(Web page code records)
* Begin *

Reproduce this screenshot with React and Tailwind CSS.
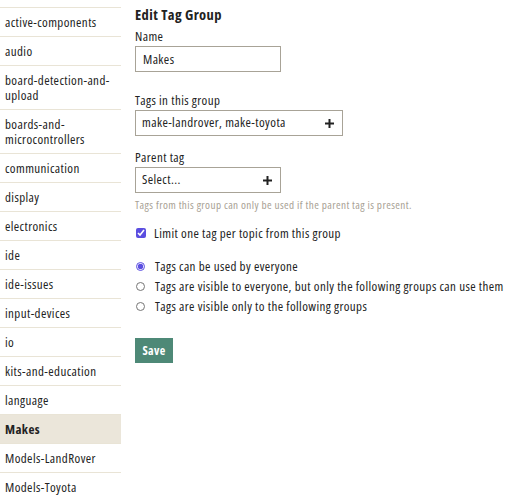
import { useState } from "react";

const tags = [
  { name: "active-components" },
  { name: "audio" },
  { name: "board-detection-and-upload" },
  { name: "boards-and-microcontrollers" },
  { name: "communication" },
  { name: "display" },
  { name: "electronics" },
  { name: "ide" },
  { name: "ide-issues" },
  { name: "input-devices" },
  { name: "io" },
  { name: "kits-and-education" },
  { name: "language" },
  { name: "Makes", active: true },
  { name: "Models-LandRover" },
  { name: "Models-Toyota" },
];

const Plus = () => (
  <svg width="11" height="11" viewBox="0 0 11 11" className="shrink-0">
    <path d="M5.5 1v9M1 5.5h9" stroke="#222" strokeWidth="2" />
  </svg>
);

const Label = ({ children }) => (
  <label className="block text-[13px] leading-[16px] text-[#222] mb-[2px]">{children}</label>
);

export default function App() {
  const [limit, setLimit] = useState(true);
  const [perm, setPerm] = useState("everyone");

  return (
    <div
      className="flex w-[514px] h-[500px] overflow-hidden bg-white text-[#222] font-stretch-condensed tracking-[0.4px]"
      style={{ fontFamily: '"Open Sans", sans-serif' }}
    >
      <ul className="w-[121px] shrink-0 pt-[7px]">
        {tags.map((t) => (
          <li
            key={t.name}
            className={`border-t border-[#e9e4d6] px-[5px] py-[6.5px] text-[13px] leading-[15px] ${
              t.active ? "bg-[#ebe6da] font-bold" : ""
            }`}
          >
            {t.name}
          </li>
        ))}
      </ul>

      <div className="ml-[14px] pt-[6px] flex flex-col">
        <h2 className="text-[14.5px] font-bold leading-[18px] mb-[4px]">Edit Tag Group</h2>

        <Label>Name</Label>
        <input
          defaultValue="Makes"
          className="w-[146px] h-[26px] border border-[#a8a397] px-[7px] text-[13px] outline-none font-stretch-condensed tracking-[0.4px]"
        />

        <div className="mt-[20px]">
          <Label>Tags in this group</Label>
          <div className="w-[208px] h-[26px] border border-[#a8a397] flex items-center justify-between pl-[6px] pr-[7px] text-[13px]">
            <span>make-landrover, make-toyota</span>
            <Plus />
          </div>
        </div>

        <div className="mt-[13px]">
          <Label>Parent tag</Label>
          <div className="w-[146px] h-[26px] border border-[#a8a397] flex items-center justify-between pl-[6px] pr-[7px] text-[13px]">
            <span>Select...</span>
            <Plus />
          </div>
          <p className="mt-[6px] text-[11.2px] leading-[12px] text-[#a8a194]">
            Tags from this group can only be used if the parent tag is present.
          </p>
        </div>

        <label className="mt-[14px] flex items-center gap-[8px] text-[13px] leading-[16px] pl-[1px]">
          <input
            type="checkbox"
            checked={limit}
            onChange={(e) => setLimit(e.target.checked)}
            className="w-[10px] h-[10px] m-0 accent-[#5b4ee0]"
          />
          Limit one tag per topic from this group
        </label>

        <div className="mt-[15px] flex flex-col pl-[1px]">
          {[
            ["everyone", "Tags can be used by everyone"],
            ["visible", "Tags are visible to everyone, but only the following groups can use them"],
            ["private", "Tags are visible only to the following groups"],
          ].map(([value, text]) => (
            <label key={value} className="flex items-center gap-[10px] text-[13px] leading-[20px] whitespace-nowrap">
              <input
                type="radio"
                name="perm"
                checked={perm === value}
                onChange={() => setPerm(value)}
                className="w-[9px] h-[9px] m-0 accent-[#5b4ee0]"
              />
              {text}
            </label>
          ))}
        </div>

        <button className="mt-[22px] self-start h-[25px] w-[38px] bg-[#4e8977] text-white font-bold text-[12px] font-stretch-condensed tracking-[0.4px]">
          Save
        </button>
      </div>
    </div>
  );
}
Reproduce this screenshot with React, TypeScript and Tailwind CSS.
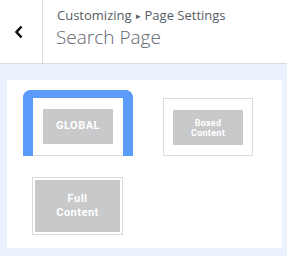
import React from 'react';

function Layout(props: { label: React.ReactNode; className?: string; textClass?: string }) {
  const { label, className, textClass } = props;
  return (
    <div className={`w-[90px] h-[58px] border border-[#dcdcdc] bg-white ${className || ''}`}>
      <div
        className={`flex items-center justify-center text-center bg-[#c8c9cb] text-white font-bold font-['Roboto',sans-serif] ${textClass || ''}`}>
        {label}
      </div>
    </div>
  );
}

export default function App() {
  return (
    <div className="w-[287px] h-[256px] flex flex-col bg-[#eaf2fd] font-['Open_Sans',sans-serif]">
      <div className="h-16 flex bg-white border-b border-[#dcdcdc]">
        <button className="w-[43px] flex items-center pl-[14px] border-r border-[#dcdcdc]">
          <svg width="10" height="14" viewBox="0 0 10 14" fill="none">
            <path d="M7.5 1.5 L2.5 7 L7.5 12.5" stroke="#111" strokeWidth="2.6" />
          </svg>
        </button>
        <div className="pl-[14px] pt-[6px] flex flex-col">
          <span className="text-[13px] leading-[18px] text-[#555d66] flex items-center">
            Customizing
            <span className="text-[9px] mx-[4px] leading-none">▸</span>
            Page Settings
          </span>
          <span className="text-[19px] leading-[26px] font-light text-[#5f666e] -ml-px">Search Page</span>
        </div>
      </div>
      <div className="flex-1 pt-4 pl-[7px] pr-[5px] pb-2">
        <div className="h-full bg-white pl-4 pt-[10px]">
          <div className="flex items-end gap-[30px]">
            <div className="border-[#5b9cfa] border-x-[10px] border-t-[8px] rounded-t-[8px]">
              <Layout
                className="border-0 border-b w-[90px] h-[57px] pt-[11px] px-[10px]"
                textClass="h-[35px] text-[11px] tracking-[0.5px]"
                label="GLOBAL"
              />
            </div>
            <Layout
              className="pt-[11px] px-[9px]"
              textClass="h-[35px] text-[9px] leading-[10px] tracking-[0.3px]"
              label={
                <span>
                  Boxed
                  <br />
                  Content
                </span>
              }
            />
          </div>
          <div className="mt-[21px] ml-[9px]">
            <Layout
              className="w-[91px] p-[2px]"
              textClass="h-full text-[11px] leading-[14px] tracking-[0.5px]"
              label={
                <span>
                  Full
                  <br />
                  Content
                </span>
              }
            />
          </div>
        </div>
      </div>
    </div>
  );
}
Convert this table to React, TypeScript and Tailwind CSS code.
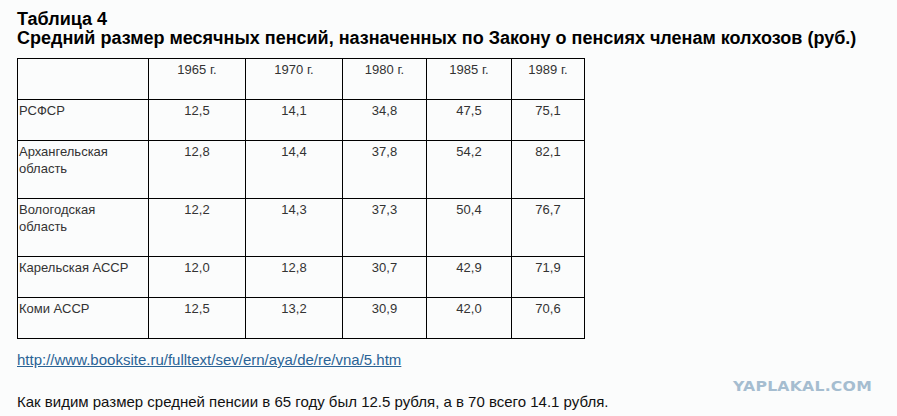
import React from 'react'

const years = ['1965 г.', '1970 г.', '1980 г.', '1985 г.', '1989 г.']

const rows: { name: string[]; values: string[] }[] = [
  { name: ['РСФСР'], values: ['12,5', '14,1', '34,8', '47,5', '75,1'] },
  { name: ['Архангельская', 'область'], values: ['12,8', '14,4', '37,8', '54,2', '82,1'] },
  { name: ['Вологодская', 'область'], values: ['12,2', '14,3', '37,3', '50,4', '76,7'] },
  { name: ['Карельская АССР'], values: ['12,0', '12,8', '30,7', '42,9', '71,9'] },
  { name: ['Коми АССР'], values: ['12,5', '13,2', '30,9', '42,0', '70,6'] }
]

const colWidths = ['w-[131px]', 'w-[97px]', 'w-[97px]', 'w-[84px]', 'w-[85px]', 'w-[73px]']

export default function App() {
  return (
    <div className="relative w-[897px] h-[416px] overflow-hidden bg-[#fbfcfc] font-['Liberation_Sans',Arial,sans-serif] text-[#111]">
      <div className="pl-[17px] pt-[10px]">
        {/* Заголовок */}
        <h1 className="text-[18px] font-bold leading-[19px] text-black">Таблица 4</h1>
        <h2 className="text-[18px] font-bold leading-[19px] text-black">
          Средний размер месячных пенсий, назначенных по Закону о пенсиях членам колхозов (руб.)
        </h2>

        {/* Таблица */}
        <table className="mt-[10px] table-fixed border-collapse text-[13px] leading-[17px] text-[#333]">
          <colgroup>
            {colWidths.map((w, i) => (
              <col key={i} className={w} />
            ))}
          </colgroup>
          <tbody>
            <tr>
              <td className="border border-black pt-[2px] pb-[21px] px-[1px] align-top"></td>
              {years.map(y => (
                <td key={y} className="border border-black pt-[2px] pb-[21px] text-center align-top">
                  {y}
                </td>
              ))}
            </tr>
            {rows.map(row => (
              <tr key={row.name.join(' ')}>
                <td className="border border-black pt-[2px] pb-[21px] px-[1px] align-top">
                  {row.name.map((n, i) => (
                    <div key={i}>{n}</div>
                  ))}
                </td>
                {row.values.map((v, i) => (
                  <td key={i} className="border border-black pt-[2px] pb-[21px] text-center align-top">
                    {v}
                  </td>
                ))}
              </tr>
            ))}
          </tbody>
        </table>

        {/* Источник */}
        <a
          href="#"
          className="mt-[12px] block w-fit text-[15px] leading-[18px] text-[#2a6396] underline"
        >
          http://www.booksite.ru/fulltext/sev/ern/aya/de/re/vna/5.htm
        </a>

        <p className="mt-[24px] text-[15px] leading-[18px] text-[#111]">
          Как видим размер средней пенсии в 65 году был 12.5 рубля, а в 70 всего 14.1 рубля.
        </p>
      </div>

      {/* Водяной знак */}
      <div className="absolute left-[733px] top-[377px] origin-left scale-x-[1.12] font-['DejaVu_Sans',sans-serif] text-[14px] font-black leading-[18px] tracking-[0.2px] text-[#a5bdd0]">
        YAPLAKAL.COM
      </div>
    </div>
  )
}
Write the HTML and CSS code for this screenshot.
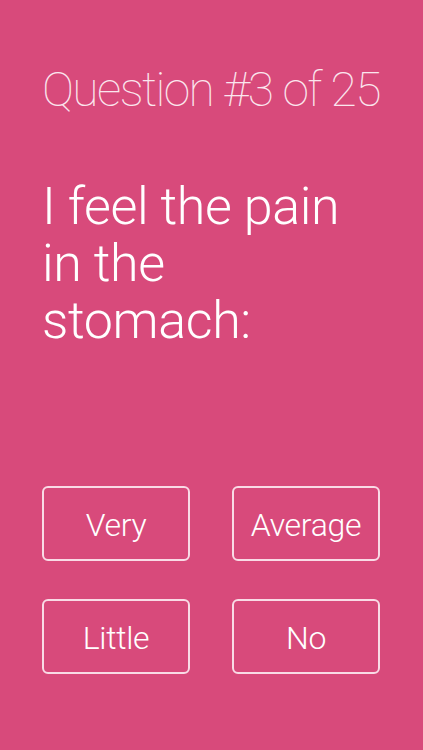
FILE: index.html
```html
<!DOCTYPE html>
<html lang="en">
<head>
    <meta charset="UTF-8">
    <meta name="viewport" content="width=device-width, initial-scale=1.0">
    <title>Question #3 of 25</title>
    <link rel="stylesheet" href="styles.css">
</head>
<body>
    <div class="screen">
        <div class="counter">Question #3 of 25</div>
        <div class="question">I feel the pain<br>in the<br>stomach:</div>
        <div class="answers">
            <button class="answer">Very</button>
            <button class="answer">Average</button>
            <button class="answer">Little</button>
            <button class="answer">No</button>
        </div>
    </div>
</body>
</html>
```

FILE: styles.css
```css
/* General styles */
html, body {
    margin: 0;
    padding: 0;
    height: 100%;
}
body {
    font-family: Roboto, "Liberation Sans", sans-serif;
    background-color: #d84a7b;
    color: #fff;
}
.screen {
    display: flex;
    flex-direction: column;
    height: 100%;
    box-sizing: border-box;
    padding: 62px 43px 0 42px;
}
.counter {
    font-size: 48px;
    font-weight: 100;
    line-height: 56px;
    letter-spacing: -1.6px;
    color: #fbe6ee;
    white-space: nowrap;
}
.question {
    margin-top: 60px;
    font-size: 52px;
    font-weight: 300;
    line-height: 57px;
    letter-spacing: -0.4px;
}
.answers {
    display: grid;
    grid-template-columns: 148px 148px;
    grid-auto-rows: 75px;
    column-gap: 42px;
    row-gap: 38px;
    margin-top: 137px;
}
.answer {
    background: transparent;
    border: 2px solid #f9dbe6;
    border-radius: 6px;
    color: #fff;
    font-family: inherit;
    font-size: 32px;
    font-weight: 300;
    letter-spacing: -0.3px;
    padding: 2px 0 0;
}
```
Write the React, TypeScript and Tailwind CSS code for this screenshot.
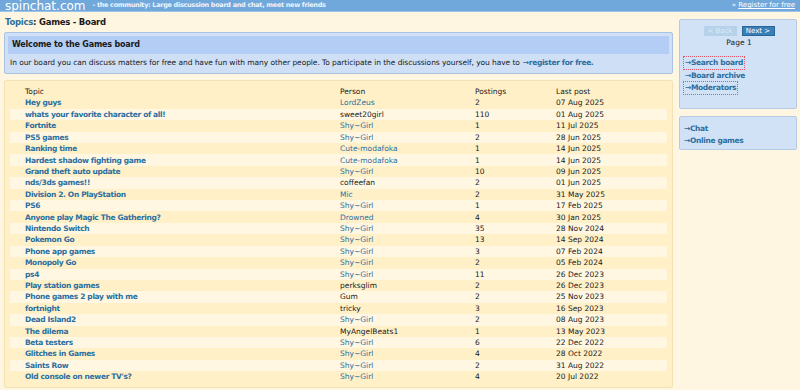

* End *

REQUIRED WORK: Repeat, with no pictures, each line from the beginning of the data through the line containing "const [perm, setPerm]", inclusive.

EXERCISE RESULT:
Reproduce this screenshot with React and Tailwind CSS.
import { useState } from "react";

const tags = [
  { name: "active-components" },
  { name: "audio" },
  { name: "board-detection-and-upload" },
  { name: "boards-and-microcontrollers" },
  { name: "communication" },
  { name: "display" },
  { name: "electronics" },
  { name: "ide" },
  { name: "ide-issues" },
  { name: "input-devices" },
  { name: "io" },
  { name: "kits-and-education" },
  { name: "language" },
  { name: "Makes", active: true },
  { name: "Models-LandRover" },
  { name: "Models-Toyota" },
];

const Plus = () => (
  <svg width="11" height="11" viewBox="0 0 11 11" className="shrink-0">
    <path d="M5.5 1v9M1 5.5h9" stroke="#222" strokeWidth="2" />
  </svg>
);

const Label = ({ children }) => (
  <label className="block text-[13px] leading-[16px] text-[#222] mb-[2px]">{children}</label>
);

export default function App() {
  const [limit, setLimit] = useState(true);
  const [perm, setPerm] = useState("everyone");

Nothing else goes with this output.